Aside from The Keg, Torontonians don’t have a lot of options for reasonably priced steakhouses, especially those where weekend reservations aren’t painful to secure. Hence, when pictures of Smith Bros. Steakhouse Tavern prime rib starting flashing across my Instagram feed, I vowed to visit the Scarborough restaurant the next time I was craving beef.

Indeed, the prime rib platter ($35) arrived looking just like the pictures I’ve seen. A behemoth 12oz slab of medium rare beef with just a small drizzle of au jus placed on when it arrives so that it doesn’t completely cook through the meat while transporting the dish. Don’t worry, a generous ladle arrives on the side so that there’s plenty of salty beef sauce for dipping prime rib or Yorkshire pudding into. The pudding, although has a lovely taste, was a bit too hard.
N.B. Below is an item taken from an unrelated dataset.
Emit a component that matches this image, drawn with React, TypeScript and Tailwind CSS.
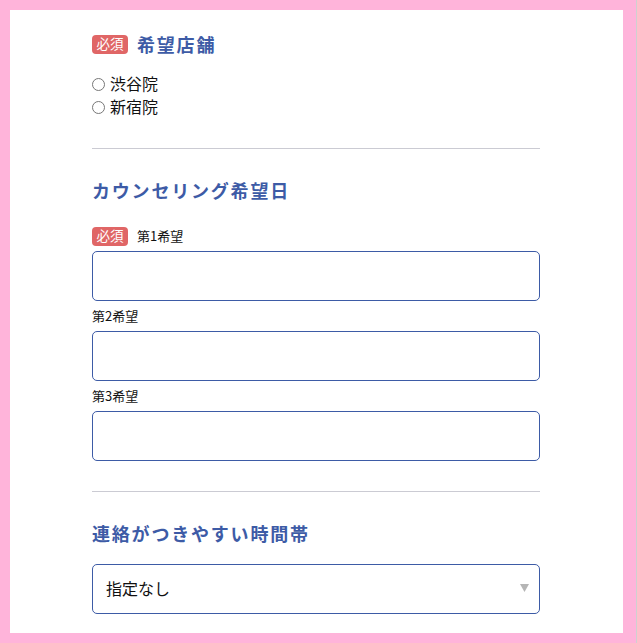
import React from "react";

const font = { fontFamily: '"Noto Sans CJK JP", "Noto Sans", sans-serif' };

function Badge() {
  return (
    <span className="inline-flex h-[19px] w-[36px] items-center justify-center rounded-[4px] bg-[#e06666] text-[13.5px] leading-none text-white">
      必須
    </span>
  );
}

function Heading({ children }: { children: React.ReactNode }) {
  return (
    <h2 className="text-[18px] font-bold leading-[26px] tracking-[0.1em] text-[#3d5ba6]">{children}</h2>
  );
}

function Radio({ label }: { label: string }) {
  return (
    <label className="flex h-[23px] items-center gap-[5px] text-[16px] text-[#111]">
      <span className="mt-[3px] h-[13px] w-[13px] rounded-full border border-[#777] bg-white" />
      <span>{label}</span>
    </label>
  );
}

function Field() {
  return <div className="h-[50px] w-full rounded-[5px] border border-[#3d5ba6] bg-white" />;
}

export default function App() {
  return (
    <div className="flex h-[643px] w-[637px] bg-[#ffb4da]" style={font}>
      <div className="ml-[10px] mt-[10px] h-[623px] w-[613px] overflow-hidden bg-white">
        <div className="ml-[82px] w-[448px] pt-[22px]">
          <div className="flex h-[24px] items-center gap-[9px]">
            <Badge />
            <Heading>希望店舗</Heading>
          </div>
          <div className="mt-[15px] flex flex-col">
            <Radio label="渋谷院" />
            <Radio label="新宿院" />
          </div>
          <div className="mt-[31px] h-px bg-[#cbcbd3]" />
          <div className="mt-[28px]">
            <Heading>カウンセリング希望日</Heading>
          </div>
          <div className="mt-[23px] flex h-[20px] items-center gap-[9px]">
            <Badge />
            <span className="text-[13px] text-[#111]">第1希望</span>
          </div>
          <div className="mt-[5px]">
            <Field />
          </div>
          <div className="mt-[6px] flex h-[18px] items-center text-[13px] text-[#111]">第2希望</div>
          <div className="mt-[6px]">
            <Field />
          </div>
          <div className="mt-[6px] flex h-[18px] items-center text-[13px] text-[#111]">第3希望</div>
          <div className="mt-[6px]">
            <Field />
          </div>
          <div className="mt-[30px] h-px bg-[#cbcbd3]" />
          <div className="mt-[28px]">
            <Heading>連絡がつきやすい時間帯</Heading>
          </div>
          <div className="mt-[18px] flex h-[50px] w-full items-center justify-between rounded-[5px] border border-[#3d5ba6] bg-white pb-[2px] pl-[13px] pr-[10px]">
            <span className="text-[16px] text-[#111]">指定なし</span>
            <svg width="9" height="8" viewBox="0 0 9 8">
              <path d="M0 0 H9 L4.5 8 Z" fill="#b5b5b5" />
            </svg>
          </div>
        </div>
      </div>
      <div className="ml-auto h-full w-px bg-[#d0d0d0]" />
    </div>
  );
}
Smith Bros. also has a selection of 28-day aged steaks. The seafood sirloin ($35) looks much smaller than the prime rib, but since it’s a rather lean cut (less wastage) and topped with a rich poached lobster and shrimp in brandy cream sauce, it’s a rather rich, so being smaller doesn’t hurt. It’s served with a choice of potato (fries, garlic mashed potatoes, or baked potato). Their fries even makes the shoestring variety seem fat - it’s sort of like a softer and thicker Hickory Stick. While I would have preferred them thicker, it’s not too bad.
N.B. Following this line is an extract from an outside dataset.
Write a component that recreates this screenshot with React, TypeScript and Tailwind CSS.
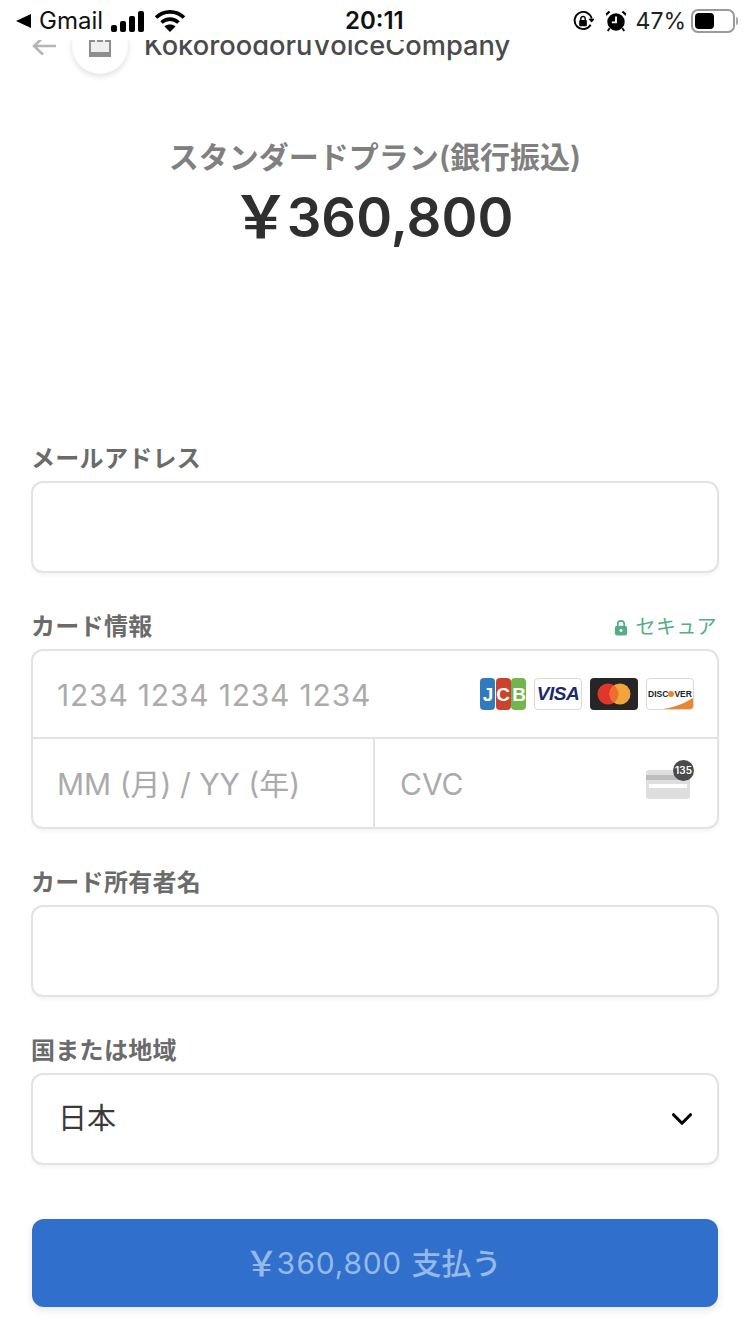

While all the mains arrive with starches, there’s nothing green and healthy, so an order of the seasonal vegetable for two ($8) helps to balance the meal. It’s nothing fancy: large hunks of broccoli with little done in terms of preparation other than steaming.


Smith Bros. Steakhouse follows a similar model to the Keg – spacious restaurant, serves hot fresh bread, and has warm and friendly service. Except you’re able to make reservations on weekends without blackout periods and the dining room is brightly lit, so perhaps a better option for families. I left satisfied and feeling like I had my fill of beef for at least a month. Best of all, I got it all without having to pay $55+ for a steak.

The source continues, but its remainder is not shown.